L’Algérie en troisième position après « l’Islam et l’Arabité » !
Rabah Lounici : Je veux juste rajouter que chez les adeptes de Ben Badis, «El Watan» (nation) vient en troisième position après l’islam et l’arabe, comme cela s’exprime dans le triptyque : «L’islam est ma religion, l’arabe ma langue et l’Algérie mon pays.» Nous constatons que les adeptes de cette positon lient le pays à l’arabité, d’où l’accusation portée à leurs adversaires qualifiés de «hizb frança».
C’est cette même accusation qui est portée contre des héros de notre Guerre de Libération comme Boudiaf, Aït Ahmed. La confusion trouve son terreau dans l’école et les médias, et l’impossibilité pour les promoteurs de tels slogans de différencier entre francophonie et francophilie…
D’ailleurs, durant la guerre de libération, les Oulémas étaient pour l’assimilation, c’est-à-dire ils prônaient le rattachement à la France et l’égalité entre les Européens et les musulmans, tout en gardant, insistent-ils, la personnalité islamique. Ils mettaient ainsi, en avant l’arabe et la religion aux dépens de la nation.
Taleb Ibrahimi, le grand architecte de la falsification de l’Histoire algérienne…
Rabah Lounici : Ahmed Taleb Ibrahimi, devenu ministre de l’Education sous Boumediène, a placé beaucoup des membres de l’association dans son administration. L’enseignement de l’histoire a été falsifié au point où les élèves considèrent à tort que les initiateurs de la Guerre de Libération sont Ben Badis et Bachir Ibrahimi…
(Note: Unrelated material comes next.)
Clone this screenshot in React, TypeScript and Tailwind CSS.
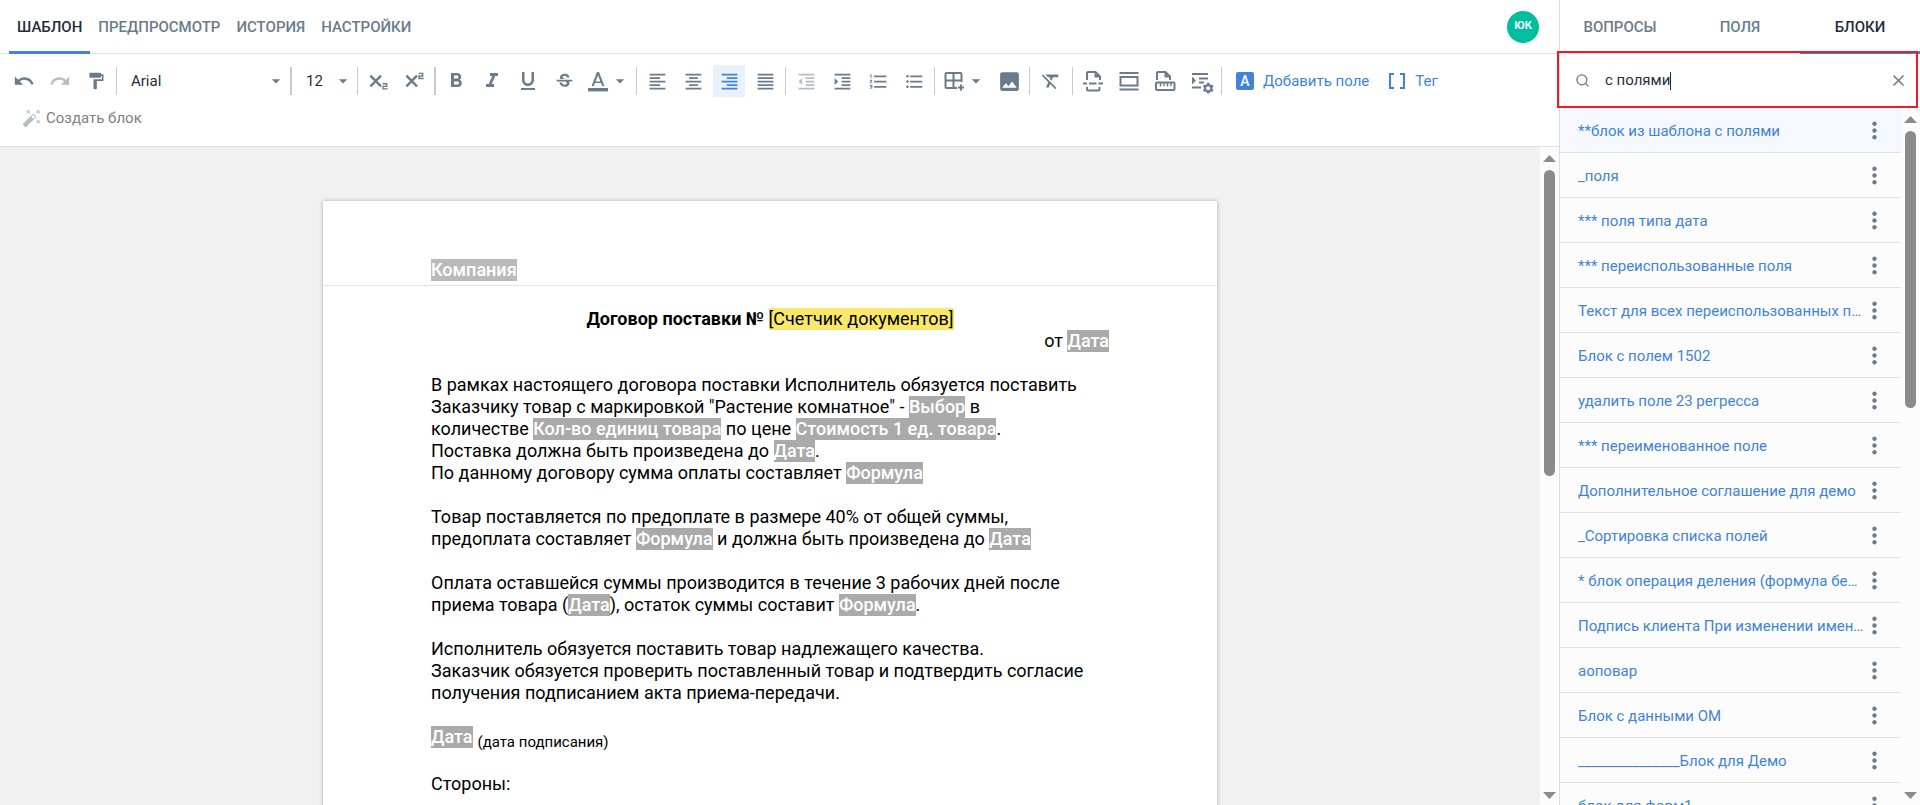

Cette falsification a produit une génération qui sacralise Ben Badis et ne connaît rien ou presque des révolutionnaires authentiques et des pères du nationalisme algérien que sont Messali et Amar Imache. C’est pour rétablir la vérité, comme il le dit en introduction de son livre que Benyoucef Benkhedda a écrit : Les origines du 1er novembre 1954 – éd. Dahlab, Alger. Ce sont ces mêmes graves entorses à la vérité historique qui ont incité Boudiaf à déclarer, dès son retour en Algérie en 1992, que les «Oulémas n’ont pas participé à la guerre».